Later that evening when the bereaved came back home after conducting Ratilal's last rites, his wife was admitted to a hospital in Vapi.

The next day she was operated upon to remove bullet shrapnel still lodged in her hand.

"My mother is in shock and we have not discussed what happened that night," Santosh, Ratilal's son, tells on July 12.

On the night of the attack, around 10 pm, one of his uncle called to inform him that a bus full of Amarnath Yatris had been attacked by terrorists in Kashmir.

When they saw the number of the bus flashing on news channels the family knew it was the same bus in which his father and mother were travelling.

When they called the phones of his father, mother and two relatives who were with them, nobody answered their call.

"We desperately called my parents on their numbers, but nobody answered the calls. I didn't even know if they were alive or dead," Santosh recalls the harrowing time the Patel family had that night.

When the media visited their home at 6 am he knew something was wrong.

The day before the attack Santosh spoke with his parents when they had finished the Amarnath Yatra.

"My father told me they would be staying that night there (Baltal) and start their journey the next morning."

"And then my father left for his final journey," says Santosh.


'My mother is Modi's mother too; he will punish the killers of his mother'

IMAGE: It was not just Nirmalaben's body that was riddled with bullets, says Neetu Singh Thakur, her daughter; even her belongings stored in the bus's boot were in tatters.

Neetu Singh, Nirmala Thakur's daughter, was left with no doubt her mother's bus was attacked by terrorists on July 10 when she saw the bus on TV.

"I recognised the bus the moment I saw it because I had gone to drop my mother at Udwada on July 2 when they started their journey," says Singh, who was at her mother's house in Maharashtra's Dahanu on July 13.

Nirmalaben wanted to meet her daughter on her way to this 20-day tour so she had travelled to Udwada, her pick up point, from Dahanu.

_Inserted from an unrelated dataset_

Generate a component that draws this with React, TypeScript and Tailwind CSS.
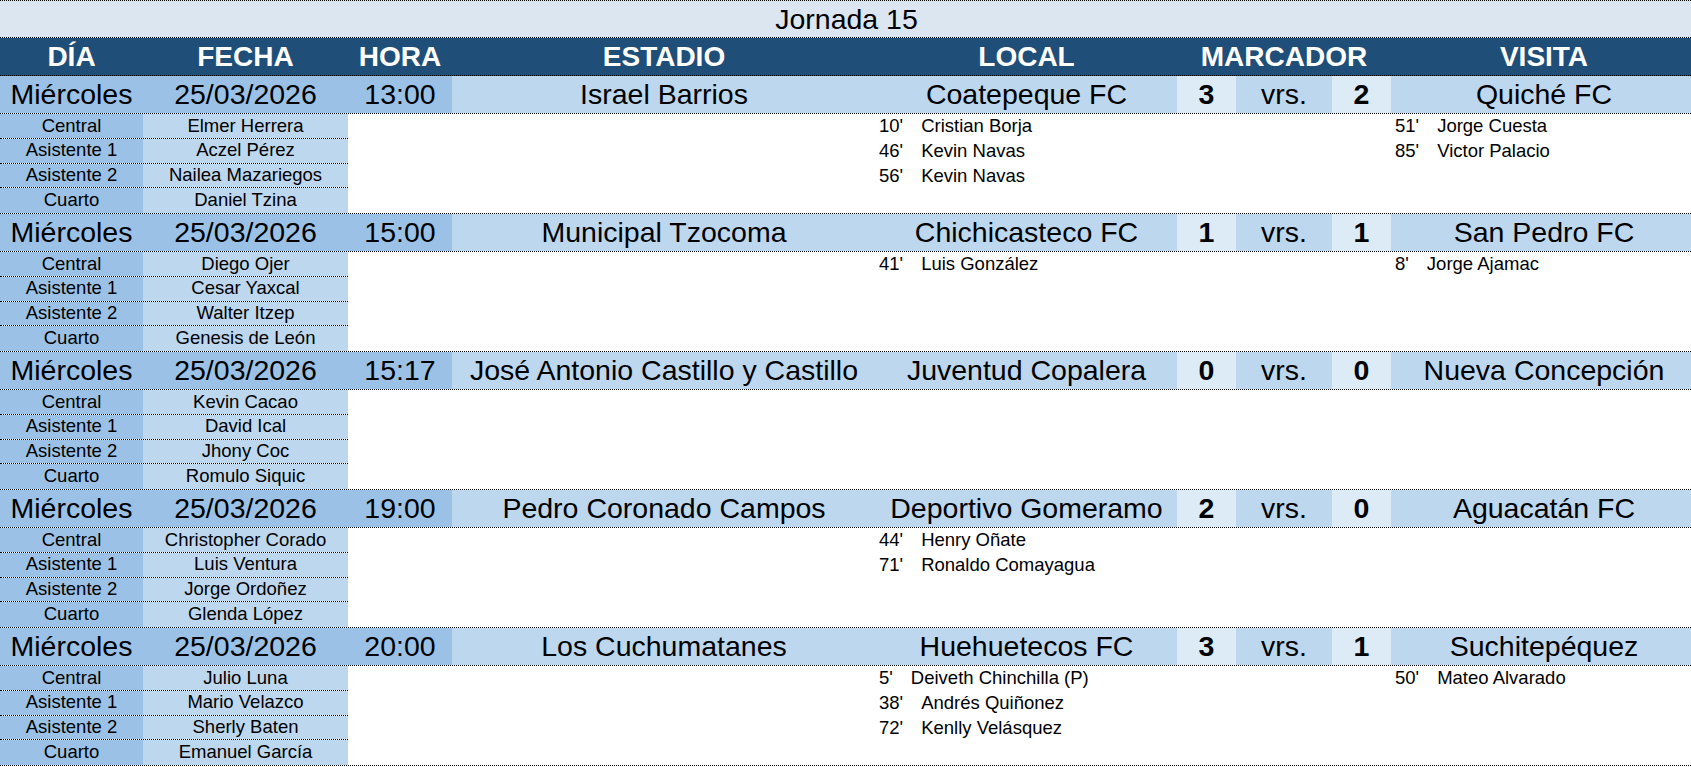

A week after she dropped her mother on that ill-fated bus in Udwada, Singh heard about the terrorist attack on television.

Singh called Pallaviben, who was also travelling on the same bus, the person who had booked her mother on the tour.

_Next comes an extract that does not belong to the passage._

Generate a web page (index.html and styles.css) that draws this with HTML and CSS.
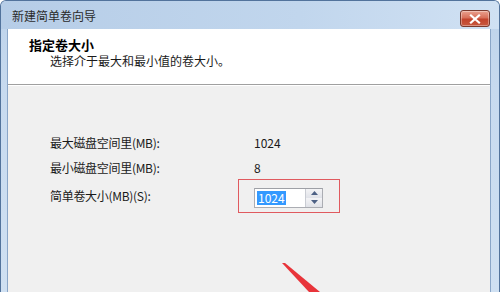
FILE: index.html
```html
<!DOCTYPE html>
<html lang="zh-CN">
<head>
  <meta charset="UTF-8">
  <meta name="viewport" content="width=device-width, initial-scale=1.0">
  <link rel="stylesheet" href="styles.css">
</head>
<body>
  <div class="window">
    <div class="titlebar">
      <span class="title">新建简单卷向导</span>
      <button class="close" aria-label="关闭">
        <svg width="12" height="10" viewBox="0 0 12 10">
          <path d="M2 1.5 L10 8.5 M10 1.5 L2 8.5" stroke="#fff" stroke-width="2.2" stroke-linecap="square"/>
        </svg>
      </button>
    </div>

    <div class="client">
      <div class="header">
        <div class="header-title">指定卷大小</div>
        <div class="header-sub">选择介于最大和最小值的卷大小。</div>
      </div>

      <div class="body">
        <div class="fields">
          <span class="label">最大磁盘空间里(MB):</span>
          <span class="value">1024</span>

          <span class="label">最小磁盘空间里(MB):</span>
          <span class="value">8</span>

          <span class="label">简单卷大小(MB)(S):</span>
          <div class="spin-wrap">
            <div class="spinbox">
              <div class="spin-input"><span class="selected">1024</span></div>
              <div class="spin-buttons">
                <div class="spin-btn">
                  <svg width="7" height="4" viewBox="0 0 7 4"><path d="M0 4 L3.5 0 L7 4 Z" fill="#4d6185"/></svg>
                </div>
                <div class="spin-btn">
                  <svg width="7" height="4" viewBox="0 0 7 4"><path d="M0 0 L3.5 4 L7 0 Z" fill="#4d6185"/></svg>
                </div>
              </div>
            </div>
            <div class="highlight"></div>
          </div>
        </div>
      </div>
    </div>

    <svg class="arrow" width="500" height="292" viewBox="0 0 500 292">
      <polygon points="282,263 285,263 320,292 309,292" fill="#e8343a"/>
    </svg>
  </div>
</body>
</html>
```

FILE: styles.css
```css
body {
  margin: 0;
  font-family: "Noto Sans CJK SC", "Noto Sans", sans-serif;
  font-size: 12px;
  color: #1a1a1a;
  background: #ffffff;
}

.window {
  position: relative;
  width: 500px;
  height: 292px;
  box-sizing: border-box;
  border: 1px solid #52739c;
  border-bottom: none;
  border-radius: 6px 6px 0 0;
  background: linear-gradient(to bottom, #bcd2ea 0%, #c7daef 30%, #cfe0f2 100%);
  display: flex;
  flex-direction: column;
  overflow: hidden;
}

.titlebar {
  height: 28px;
  display: flex;
  align-items: flex-start;
  justify-content: space-between;
  background: linear-gradient(to right, #b6cde7 0%, #c1d6ed 60%, #d0e1f3 100%);
}

.title {
  margin: 7px 0 0 11px;
  font-size: 12px;
  color: #2b2b2b;
  line-height: 16px;
}

.close {
  margin: 9px 9px 0 0;
  width: 30px;
  height: 17px;
  padding: 0;
  border: 1px solid #7a3a2e;
  border-radius: 3px;
  background: linear-gradient(to bottom, #e9a18f 0%, #d8705a 45%, #c2432c 55%, #c85a40 100%);
  display: flex;
  align-items: center;
  justify-content: center;
  box-shadow: inset 0 0 0 1px rgba(255, 255, 255, 0.35);
}

.client {
  flex: 1;
  margin: 0 8px 0 6px;
  border-left: 1px solid #8aa6c8;
  border-right: 1px solid #8aa6c8;
  background: #f0f0f0;
  display: flex;
  flex-direction: column;
}

.header {
  height: 56px;
  box-sizing: border-box;
  background: #ffffff;
  border-bottom: 1px solid #a0a0a0;
  box-shadow: 0 1px 0 #ffffff;
  padding: 8px 0 0 21px;
}

.header-title {
  font-weight: bold;
  font-size: 13px;
  line-height: 16px;
  color: #000;
}

.header-sub {
  margin-left: 21px;
  line-height: 15px;
  color: #1a1a1a;
}

.body {
  padding: 45px 0 0 42px;
}

.fields {
  display: grid;
  grid-template-columns: 204px auto;
  grid-template-rows: 25px 25px 32px;
  align-items: center;
}

.label,
.value {
  line-height: 16px;
}

.label {
  letter-spacing: -0.3px;
}

.spin-wrap {
  position: relative;
  justify-self: start;
  margin-left: 0;
  margin-top: 3px;
}

.spinbox {
  display: flex;
  width: 69px;
  height: 20px;
  box-sizing: border-box;
  border: 1px solid #abadb3;
  border-top-color: #9ea0a6;
  background: #ffffff;
}

.spin-input {
  flex: 1;
  display: flex;
  align-items: center;
  padding-left: 2px;
}

.selected {
  background: #3399ff;
  color: #ffffff;
  line-height: 14px;
  padding: 0 1px;
}

.spin-buttons {
  width: 16px;
  display: flex;
  flex-direction: column;
  border-left: 1px solid #c9ccd3;
}

.spin-btn {
  flex: 1;
  display: flex;
  align-items: center;
  justify-content: center;
  background: linear-gradient(to bottom, #f4f4f6, #e0e2e8);
}

.highlight {
  position: absolute;
  top: -9px;
  left: -16px;
  right: -17px;
  bottom: -5px;
  border: 1.5px solid #e05a5f;
}

.arrow {
  position: absolute;
  top: -1px;
  left: -1px;
  pointer-events: none;
}
```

"When we called Pallaviben that night she said my mother was alive but injured and so we could not talk to her. But if my mother was alive, if she had even an iota of life in her, she would have made sure to call us and inform us about her condition. I know my mother well," says Singh.

Her brother Pradip had left for Nashik that morning to immerse her mother's mortal remains in the Godavari.

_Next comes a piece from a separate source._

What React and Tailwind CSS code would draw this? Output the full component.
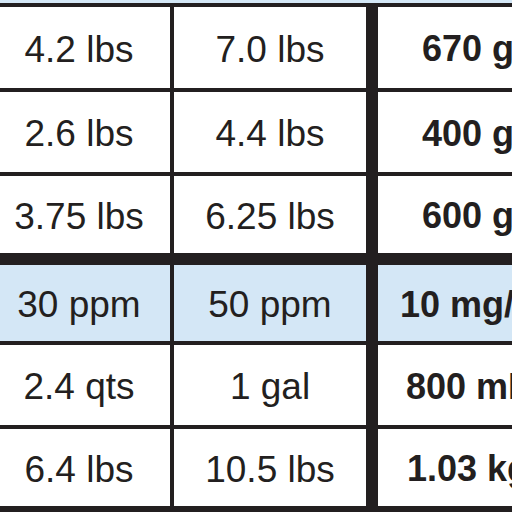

The next morning, television channels flashed Nirmalaben's name among those who had died in the attack and the Thakurs' worst fears had come true.

IMAGE: Nirmalaben's daughter-in-law shows the bullet-riddled jacket she had bought as a gift for Neetu Singh Thakur's son.

Singh wants this terrorist attack to be avenged.

"I know I have lost my mother, but have full faith in my brother Narendrabhai that he will not spare even a single terrorist. He will hunt them out and finish them off," she says.

"My mother is his mother too. He will punish the killers of his mother," Singh adds.

"Lakhs of faithful are going for the Amarnath Yatra. I would request him to provide more security to them so that they can bow before God without fears of terrorists."